Now, during a naturalization ceremony, I tried to imagine Trump, a man of severe countenance, the bullish billionaire who as a candidate stoked fears about immigrants, welcoming them as president. It was hard to imagine.

"Always remember," Obama went on. "No dream is impossible. Like the millions of immigrants that have come before you, you have the opportunity to enrich this country through your contributions to civic society, business, culture and your community.

"You can help write the next great chapter in our American story. And together we can keep the beacon that is America burning bright for all the world to see.

"I am proud to welcome you as a new citizen of this country."


The audience — 24 newly naturalized Americans from 17 countries, their relatives and friends — broke into applause.

I had gone to City Hall because I needed to feel good about something, and naturalization ceremonies usually do the trick. I've attended probably a half-dozen of them over the years, including a huge one at Oriole Park, but this was the first time, as my new fellow citizens promised to "bear true faith and allegiance" to the United States, that I thought: I hope they know what they're getting into.

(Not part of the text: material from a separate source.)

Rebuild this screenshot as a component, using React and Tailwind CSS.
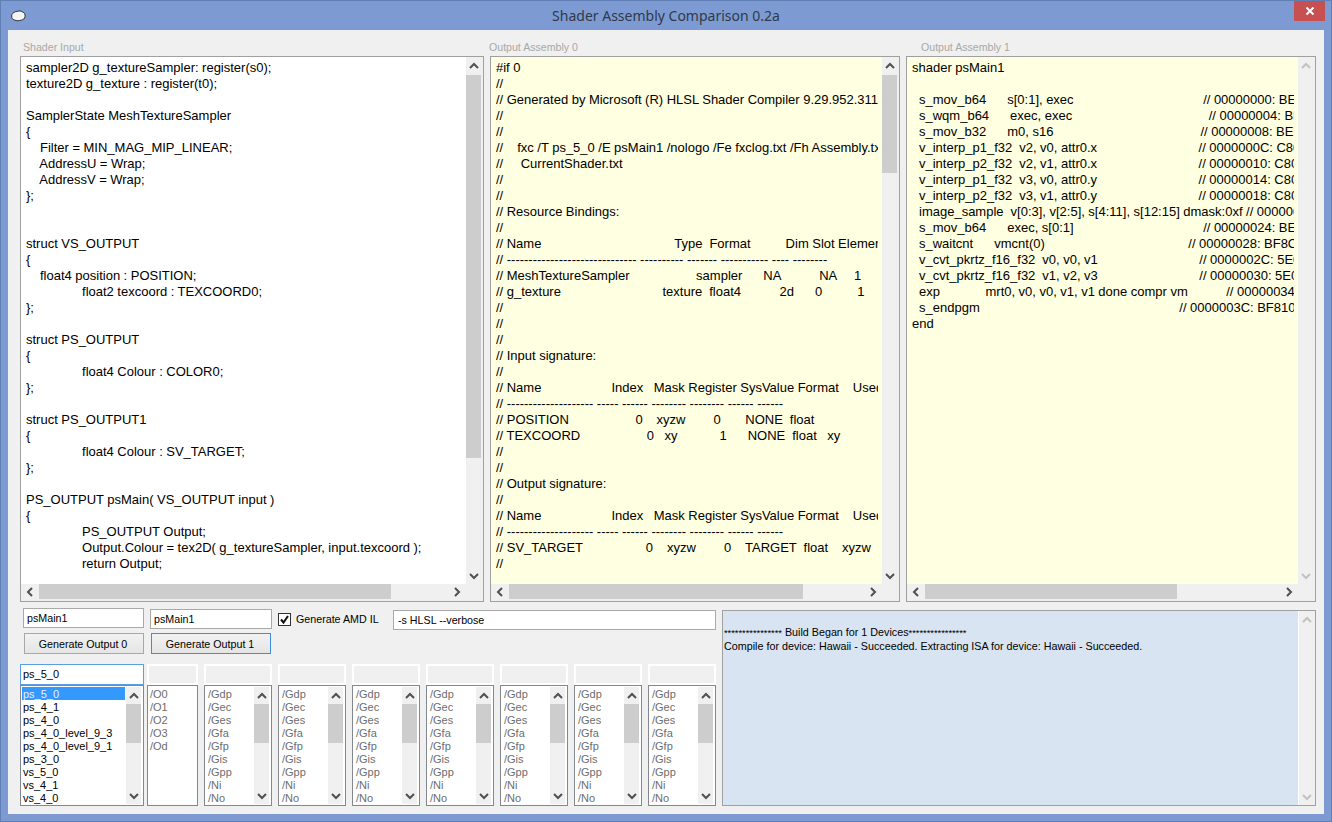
import React from 'react';

const L = (...parts) => parts.map((p) => (typeof p === 'number' ? ' '.repeat(p) : p)).join('');

const input0 = [
  'sampler2D g_textureSampler: register(s0);',
  'texture2D g_texture : register(t0);',
  '',
  'SamplerState MeshTextureSampler',
  '{',
  L(4, 'Filter = MIN_MAG_MIP_LINEAR;'),
  L(4, 'AddressU = Wrap;'),
  L(4, 'AddressV = Wrap;'),
  '};',
  '',
  '',
  'struct VS_OUTPUT',
  '{',
  L(4, 'float4 position : POSITION;'),
  L(16, 'float2 texcoord : TEXCOORD0;'),
  '};',
  '',
  'struct PS_OUTPUT',
  '{',
  L(16, 'float4 Colour : COLOR0;'),
  '};',
  '',
  'struct PS_OUTPUT1',
  '{',
  L(16, 'float4 Colour : SV_TARGET;'),
  '};',
  '',
  'PS_OUTPUT psMain( VS_OUTPUT input )',
  '{',
  L(16, 'PS_OUTPUT Output;'),
  L(16, 'Output.Colour = tex2D( g_textureSampler, input.texcoord );'),
  L(16, 'return Output;'),
];

const output0 = [
  '#if 0',
  '//',
  '// Generated by Microsoft (R) HLSL Shader Compiler 9.29.952.3111',
  '//',
  '//',
  L('//', 4, 'fxc /T ps_5_0 /E psMain1 /nologo /Fe fxclog.txt /Fh Assembly.txt'),
  L('//', 5, 'CurrentShader.txt'),
  '//',
  '//',
  '// Resource Bindings:',
  '//',
  L('// Name', 38, 'Type', 2, 'Format', 10, 'Dim Slot Elements'),
  '// ------------------------------ ---------- ------- ----------- ---- --------',
  L('// MeshTextureSampler', 19, 'sampler', 6, 'NA', 11, 'NA', 5, '1'),
  L('// g_texture', 29, 'texture', 2, 'float4', 11, '2d', 6, '0', 10, '1'),
  '//',
  '//',
  '//',
  '// Input signature:',
  '//',
  L('// Name', 20, 'Index', 3, 'Mask Register SysValue Format', 4, 'Used'),
  '// -------------------- ----- ------ -------- -------- ------ ------',
  L('// POSITION', 19, '0', 4, 'xyzw', 8, '0', 7, 'NONE', 2, 'float'),
  L('// TEXCOORD', 19, '0', 3, 'xy', 12, '1', 6, 'NONE', 2, 'float', 3, 'xy'),
  '//',
  '//',
  '// Output signature:',
  '//',
  L('// Name', 20, 'Index', 3, 'Mask Register SysValue Format', 4, 'Used'),
  '// -------------------- ----- ------ -------- -------- ------ ------',
  L('// SV_TARGET', 18, '0', 4, 'xyzw', 8, '0', 4, 'TARGET', 2, 'float', 4, 'xyzw'),
  '//',
];

const output1 = [
  'shader psMain1',
  '',
  L(2, 's_mov_b64', 6, 's[0:1], exec', 37, '// 00000000: BE8A0000'),
  L(2, 's_wqm_b64', 6, 'exec, exec', 39, '// 00000004: BEFE0A7E'),
  L(2, 's_mov_b32', 6, 'm0, s16', 42, '// 00000008: BEFC0310'),
  L(2, 'v_interp_p1_f32', 2, 'v2, v0, attr0.x', 29, '// 0000000C: C8080000'),
  L(2, 'v_interp_p2_f32', 2, 'v2, v1, attr0.x', 29, '// 00000010: C8090001'),
  L(2, 'v_interp_p1_f32', 2, 'v3, v0, attr0.y', 29, '// 00000014: C80C0100'),
  L(2, 'v_interp_p2_f32', 2, 'v3, v1, attr0.y', 29, '// 00000018: C80D0101'),
  L(2, 'image_sample', 2, 'v[0:3], v[2:5], s[4:11], s[12:15] dmask:0xf // 0000001C: F0800F00'),
  L(2, 's_mov_b64', 6, 'exec, s[0:1]', 37, '// 00000024: BEFE040A'),
  L(2, 's_waitcnt', 6, 'vmcnt(0)', 41, '// 00000028: BF8C1F70'),
  L(2, 'v_cvt_pkrtz_f16_f32', 2, 'v0, v0, v1', 29, '// 0000002C: 5E000300'),
  L(2, 'v_cvt_pkrtz_f16_f32', 2, 'v1, v2, v3', 29, '// 00000030: 5E020702'),
  L(2, 'exp', 13, 'mrt0, v0, v0, v1, v1 done compr vm', 11, '// 00000034: F8001C0F'),
  L(2, 's_endpgm', 57, '// 0000003C: BF810000'),
  'end',
];

const flags = ['/Gdp', '/Gec', '/Ges', '/Gfa', '/Gfp', '/Gis', '/Gpp', '/Ni', '/No'];
const profiles = ['ps_5_0', 'ps_4_1', 'ps_4_0', 'ps_4_0_level_9_3', 'ps_4_0_level_9_1', 'ps_3_0', 'vs_5_0', 'vs_4_1', 'vs_4_0'];
const optim = ['/O0', '/O1', '/O2', '/O3', '/Od'];
const CHEVRONS = { up: '1,7 5,3 9,7', down: '1,3 5,7 9,3', left: '7,1 3,5 7,9', right: '3,1 7,5 3,9' };

function Chev({ dir, muted }) {
  return (
    <svg width="10" height="10" viewBox="0 0 10 10" fill="none" stroke={muted ? '#c2c2c2' : '#505050'} strokeWidth="2">
      <polyline points={CHEVRONS[dir]} />
    </svg>
  );
}

function VBar({ thumb, muted, small }) {
  return (
    <div className={small ? 'w-[15px] shrink-0 flex flex-col bg-[#f0f0f0]' : 'w-[17px] shrink-0 flex flex-col bg-[#f0f0f0]'}>
      <div className={small ? 'w-[15px] h-[17px] flex items-center justify-center' : 'w-[15px] h-[18px] flex items-center justify-center'}>
        <Chev dir="up" muted={muted} />
      </div>
      {thumb}
      <div className="flex-1" />
      <div className="w-[15px] h-[17px] flex items-center justify-center">
        <Chev dir="down" muted={muted} />
      </div>
    </div>
  );
}

function Panel({ lines, bg, vThumb, hThumb, muted }) {
  return (
    <div className="h-[546px] border border-[#a0a0a0] bg-[#f0f0f0] flex flex-col">
      <div className="flex flex-1 min-h-0">
        <div className={bg + ' flex-1 min-w-0 pl-[5px] pr-[4px] pt-[3px] overflow-hidden'}>
          <div className="overflow-hidden whitespace-pre text-[13px] leading-[16px] [word-spacing:-0.11px] text-black">
            {lines.map((l, i) => (
              <div key={i} className="h-[16px]">{l}</div>
            ))}
          </div>
        </div>
        <VBar thumb={vThumb} muted={muted} />
      </div>
      <div className="h-[17px] flex shrink-0">
        <div className="w-[18px] h-[15px] flex items-center justify-center"><Chev dir="left" /></div>
        {hThumb}
        <div className="flex-1" />
        <div className="w-[18px] h-[15px] flex items-center justify-center"><Chev dir="right" /></div>
        <div className="w-[17px]" />
      </div>
    </div>
  );
}

function Combo() {
  return <div className="h-[21px] border-2 border-white bg-[#f0f0f0]" />;
}

function FlagList() {
  return (
    <div className="flex flex-col gap-0">
      <Combo />
      <div className="h-[121px] border border-[#828790] bg-white flex p-px">
        <div className="flex-1 pl-[2px] text-[11px] leading-[14px] text-[#6d6d6d]">
          {flags.map((f) => (
            <div key={f} className="h-[13px]">{f}</div>
          ))}
        </div>
        <VBar small thumb={<div className="w-[15px] h-[39px] bg-[#cdcdcd]" />} />
        <div className="w-[1px]" />
      </div>
    </div>
  );
}

function Btn({ children, active }) {
  return (
    <div
      className={
        (active ? 'border-[#3c8fdc] ' : 'border-[#a8a8a8] ') +
        'w-[120px] h-[21px] border bg-gradient-to-b from-[#f2f2f2] to-[#e5e5e5] flex items-center justify-center pt-[1px] pr-[2px] text-[10.7px] text-black'
      }
    >
      {children}
    </div>
  );
}

export default function App() {
  return (
    <div
      className="w-[1332px] h-[822px] bg-[#7d9bd2] flex flex-col overflow-hidden border border-[#5f7fb5] box-border"
      style={{ fontFamily: '"Liberation Sans", Arial, sans-serif' }}
    >
      <div className="h-[29px] shrink-0 grid grid-cols-[1fr_auto_1fr] items-start">
        <div className="pl-[10px] pt-[9px]">
          <svg width="15" height="12" viewBox="0 0 15 12">
            <path
              d="M2.5 3 C3.5 1.5 5 1.5 6 1.5 C8 .6 10 .8 11.5 2 C13.5 2.6 14.5 4.5 14 6.5 C14 8.8 12 9.8 10.5 10 C8 11 5.5 11 3.5 10 C1.5 9.5 .5 8 .7 6 C.6 4.8 1.2 3.6 2.5 3 Z"
              fill="#f4f4f4"
              stroke="#303030"
              strokeWidth="1"
            />
          </svg>
        </div>
        <div className="pt-[5px] text-[14px] leading-[20px] text-[#2f3a4a]" style={{ fontFamily: '"Noto Sans", sans-serif' }}>
          Shader Assembly Comparison 0.2a
        </div>
        <div className="flex justify-end pr-[6px]">
          <div className="w-[31px] h-[20px] bg-[#c75050] flex items-center justify-center">
            <svg width="10" height="10" viewBox="0 0 10 10" stroke="#fff" strokeWidth="2">
              <path d="M1.5 1.5 L8.5 8.5 M8.5 1.5 L1.5 8.5" />
            </svg>
          </div>
        </div>
      </div>

      <div className="ml-[7px] mr-[7px] h-[784px] bg-[#f0f0f0] pl-[12px] pr-[8px] pt-[10px] shrink-0">
        <div className="grid grid-cols-[464px_410px_410px] gap-x-[6px]">
          <div className="h-[16px] pl-[3px] text-[10.6px] leading-[14px] text-[#a8a8a8]">Shader Input</div>
          <div className="h-[16px] ml-[-1px] text-[10.6px] leading-[14px] text-[#a8a8a8]">Output Assembly 0</div>
          <div className="h-[16px] pl-[15px] text-[10.6px] leading-[14px] text-[#a8a8a8]">Output Assembly 1</div>
          <Panel
            lines={input0}
            bg="bg-white"
            vThumb={<div className="w-[15px] h-[383px] bg-[#cdcdcd]" />}
            hThumb={<div className="w-[352px] h-[15px] bg-[#cdcdcd]" />}
          />
          <Panel
            lines={output0}
            bg="bg-[#ffffe1]"
            vThumb={<div className="w-[15px] h-[98px] bg-[#cdcdcd]" />}
            hThumb={<div className="w-[294px] h-[15px] bg-[#cdcdcd]" />}
          />
          <Panel
            lines={output1}
            bg="bg-[#ffffe1]"
            muted
            hThumb={<div className="w-[252px] h-[15px] bg-[#cdcdcd]" />}
          />
        </div>

        <div className="mt-[6px] grid grid-cols-[696px_594px] gap-x-[6px]">
          <div className="flex flex-col">
            <div className="flex items-start h-[22px] text-[10.7px] text-black">
              <div className="ml-[3px] w-[121px] h-[20px] border border-[#a9a9a9] bg-white px-[3px] leading-[18px]">psMain1</div>
              <div className="ml-[6px] mt-[1px] w-[122px] h-[20px] border border-[#a9a9a9] bg-white px-[3px] leading-[18px]">psMain1</div>
              <div className="ml-[6px] mt-[5px] w-[13px] h-[13px] border border-[#333] bg-white flex items-center justify-center">
                <svg width="11" height="11" viewBox="0 0 11 11" fill="none" stroke="#111" strokeWidth="2">
                  <path d="M2 5.5 L4.5 8.5 L9 2" />
                </svg>
              </div>
              <div className="ml-[5px] mt-[4px] w-[97px] leading-[15px]">Generate AMD IL</div>
              <div className="mt-[2px] w-[323px] h-[20px] border border-[#a9a9a9] bg-white px-[4px] leading-[18px]">-s HLSL --verbose</div>
            </div>
            <div className="mt-[3px] flex">
              <div className="ml-[4px]"><Btn>Generate Output 0</Btn></div>
              <div className="ml-[7px]"><Btn active>Generate Output 1</Btn></div>
            </div>
            <div className="mt-[10px] grid grid-cols-[121px_51px_repeat(7,68px)] gap-x-[6px]">
              <div className="flex flex-col w-[124px]">
                <div className="h-[21px] border border-[#5aa0e0] bg-white pl-[2px] text-[11px] leading-[19px] text-black">ps_5_0</div>
                <div className="h-[121px] border border-[#828790] bg-white flex p-px">
                  <div className="flex-1 min-w-0 text-[11px] leading-[14px] text-black">
                    {profiles.map((p, i) => (
                      <div key={p} className={i === 0 ? 'h-[13px] pl-[1px] bg-[#3399ff] text-[#e8eef8]' : 'h-[13px] pl-[1px]'}>{p}</div>
                    ))}
                  </div>
                  <div className="w-px" />
                  <VBar small thumb={<div className="w-[15px] h-[39px] bg-[#cdcdcd]" />} />
                  <div className="w-px" />
                </div>
              </div>
              <div className="flex flex-col">
                <Combo />
                <div className="h-[121px] border border-[#828790] bg-white p-px pl-[2px] text-[11px] leading-[14px] text-[#6d6d6d]">
                  {optim.map((o) => (
                    <div key={o} className="h-[13px]">{o}</div>
                  ))}
                </div>
              </div>
              <FlagList />
              <FlagList />
              <FlagList />
              <FlagList />
              <FlagList />
              <FlagList />
              <FlagList />
            </div>
          </div>
          <div className="mt-[2px] h-[196px] border border-[#a0a0a0] bg-[#d8e4f1] flex">
            <div className="flex-1 min-w-0 pl-[1px] pt-[15px] text-[10.75px] leading-[13px] text-black whitespace-pre">
              <div><span className="text-[9.3px]">****************</span> Build Began for 1 Devices<span className="text-[9.3px]">****************</span></div>
              <div>Compile for device: Hawaii - Succeeded. Extracting ISA for device: Hawaii - Succeeded.</div>
            </div>
            <div className="w-[17px] shrink-0 bg-[#f0f0f0] flex flex-col justify-between border-l border-white">
              <div className="h-[17px] flex items-center justify-center"><Chev dir="up" muted /></div>
              <div className="h-[17px] flex items-center justify-center"><Chev dir="down" muted /></div>
            </div>
          </div>
        </div>
      </div>
    </div>
  );
}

White supremacists just spent the weekend in Washington celebrating Trump's victory, and the president-elect scorched a lot of earth on his way to that victory.

To be clear, Trump, for the most part, did not rail against immigrants who were in the country legally. His alarmist and nativist rants were aimed largely at immigrants here without legal documentation. But he associated the latter group with criminality, called for accelerated deportations — Obama's record on that will be hard to beat — and called specifically for a temporary ban against Muslims entering the country while vowing to build a wall at the border with Mexico.

So while the immigrants assembled at City Hall on Tuesday all played by the rules — they got in line and followed instructions toward citizenship — there's little about the next president that can be said to be welcoming toward outsiders. It is hard to imagine him in that video message to new citizens.

Mayor Stephanie Rawlings-Blake, with just two weeks left in office, spoke eloquently at the ceremony, repeating something that became a hallmark of her administration: Baltimore welcomes immigrants, we don't scare them off; we encourage them to seek citizenship and raise their families here. Rawlings-Blake knows that a good part of the city's prospects for population growth — and the nation's productivity — rests on immigrants.


"Our country's diversity has always been our greatest strength," the mayor said, and while that's an article of faith for many of us, it apparently is not as widely accepted as we might like to believe. In fact, it appears that the politics of resentment countered the politics of diversity in the presidential election, by just enough to give us Trump. It's not exactly a feel-good time in America.